Les initiatives de soutien au féminisme ont généré l’effet d’une poignée de sel dans un verre d’eau. L’appui au multilatéralisme s’est fait de manière discrète, si bien qu’Ottawa n’a pu offrir un contrepoids valable au travail de sape du gouvernement Trump. Ses investissements dans l’aide internationale n’étaient pas à la hauteur des attentes pour un pays du G7 qui nourrissait des ambitions d’influence. Quant à la lutte contre les changements climatiques, il est difficile de s’en faire le porte-étendard quand on se porte acquéreur d’un pipeline, Trans Mountain, au coût de 4,5 milliards de dollars…
« Ottawa a fait trop de promesses et n’a pas livré la marchandise », comme le souligne dans nos pages Christian Leuprecht, professeur en relations internationales au Collège militaire royal. En matière de politique étrangère, le premier ministre Trudeau n’avait pas à son actif une réalisation aussi importante que la lutte contre l’apartheid (Brian Mulroney) ou l’élimination des mines antipersonnel et la participation à la création de la Cour pénale internationale (Jean Chrétien).
Le Canada s’y est pris tardivement pour faire valoir sa candidature, permettant à la Norvège et à l’Irlande de prendre une longueur d’avance dans la course aux appuis de la part des puissances étrangères. À ce sujet, Ottawa s’est aliéné dans les dernières années trois puissances mondiales ou régionales dotées d’une forte capacité de nuisance : la Chine avec l’arrestation de Meng Wanzhou, la Russie avec le soutien à l’Ukraine dans le conflit en Crimée et l’Arabie saoudite à la suite des critiques du Canada sur l’arrestation de militantes féministes saoudiennes. Le Canada défend de belles valeurs, mais il s’est parfois arrêté en chemin dans leur promotion : en fermant les yeux sur l’usage des blindés canadiens vendus à l’Arabie saoudite dans la guerre au Yémen, en ne prenant pas assez de distances avec la position du gouvernement Harper sur le conflit israélo-palestinien, en ne prenant pas la défense de ses alliés européens attaqués sans cesse par le trublion de la Maison-Blanche.

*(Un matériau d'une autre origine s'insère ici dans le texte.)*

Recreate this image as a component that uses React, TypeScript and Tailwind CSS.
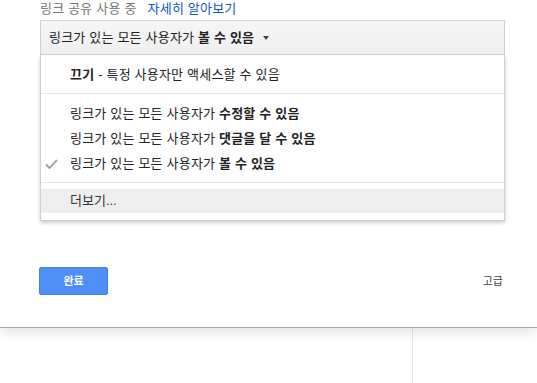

Comme nous le constatons, les valeurs ne suffisent pas à assurer un siège au Conseil de sécurité de l’ONU. La diplomatie internationale est affaire d’intérêts et d’alliances. À ce jeu, le Canada est un grand perdant. Il serait trop facile de rejeter la responsabilité de la lente érosion de l’influence du Canada sur la scène internationale uniquement sur le premier ministre Trudeau. La « tragédie canadienne » est de compter comme principal allié une puissance en régression, les États-Unis de Donald Trump. Un président qui admire les autocrates, mine les institutions démocratiques et démolit les instances de coopération multilatérales que Washington a façonnées après la Deuxième Guerre mondiale.
Ce déclin, doublé d’une montée en puissance de la Chine et autres puissances régionales en Asie, concourt à faire du Canada une distante banlieue d’Amérique en matière de politique étrangère.
Il y a une leçon à tirer pour le Québec. Pendant que le Canada est occupé à sauver sa relation économique avec les États-Unis, le Québec doit construire l’avenir, en faisant entendre sa voix singulière sur la scène internationale. Québec compte présentement 8 délégations générales à l’étranger (en plus de 5 délégations, 13 bureaux et 5 antennes). Il se doit d’accroître son rayonnement, en particulier en Europe et en Afrique, creusets de la francophonie.